Continua la campagna di arresti, con conseguente deportazione, ai danni dei cittadini #gay della #Cecenia. Questi infatti vengono arrestati e trasportati in alcuni campi di lavoro o lager, alcuni dei quali disterebbero pochissimo dalla capitale Grozny.

L’inchiesta della giornalista Elena Milashina

Secondo la giornalista russa, intervistata qualche giorno fa da “Huffington Post”, lei ed altri colleghi che conducono inchieste sull’argomento sono entrati in possesso di queste informazioni da circa una ventina di giorni, quando sono state avviate campagne contro gli LGBT.

Elena Milashina racconta dunque la sua storia ed il suo impegno, condotto insieme ad attivisti del network LGBT russo, che ha permesso di aprire una linea di emergenza alla quale possono rivolgersi tutti i residenti del Caucaso e non solo, riuscite a scappare ed ora bisognose di un aiuto.

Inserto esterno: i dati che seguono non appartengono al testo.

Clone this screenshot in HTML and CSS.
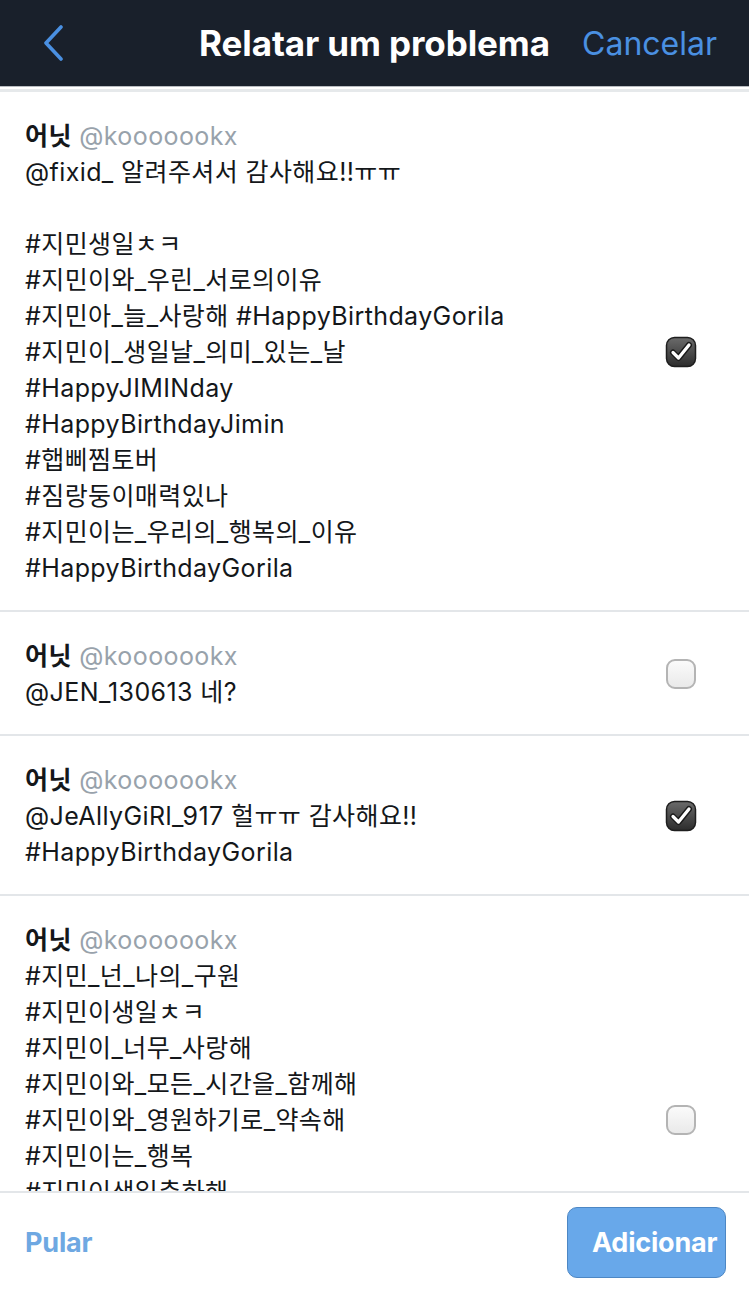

La linea è stata promossa prima attraverso i social e poi attraverso campagne di pubblicizzazione che hanno coinvolto anche la rivista indipendente “Novaya Gazeta”. Dopo la pubblicazione del primo articolo che riportava la testimonianza di una persona sfuggita alle Torture, molti altri hanno preso coraggio e si sono messi in contatto con l’associazione per chiedere aiuto. Molte di esse sono di cittadinanza russa ed effettuano richiesta per rifugiarsi in Europa.

L’inizio dell’incubo

La vicenda si sarebbe scatenata in seguito alla richiesta di un attivista per i diritti LGBT dell’autorizzazione a poter allestire una manifestazione a favore dei diritti degli omosessuali. La richiesta è stata ovviamente respinta e, mentre l’uomo continuava con la sua campagna, è stato arrestato insieme ad altri manifestanti.

Secondo il racconto della giornalista russa, molte persone sono state rilasciate su cauzione, ma sono stati arrestati una seconda volta, con diverse motivazioni, e trasportate nel carcere di Argun.

Le torture

Alcuni detenuti raccontano di aver subito torture attraverso cavi di corrente elettrica che emanavano scosse, altri raccontano di aver subito violenti pestaggi, ricevendo colpi sotto la vita, sui genitali o sulle natiche, mentre gli venivano rivolti umilianti insulti o gli veniva detto che non avevano più diritti.

In effetti, essere gay non è facile in un Paese come la Cecenia. Avere un parente appartenente alla ‘categoria’ LGBT equivale ad essere tacciati a vita come corrotti, e quindi essere evitati per sempre. I fratelli o le sorelle di un soggetto dichiaratamente gay, correrebbero il rischio di non riuscire a sposarsi, a causa del disonore in cui versa la famiglia. Tutto ciò accade perché la Cecenia è un Paese molto tradizionalista, basato su codici ben precisi, che sono dettati molto spesso dal contesto sociale e quasi sempre da quello religioso.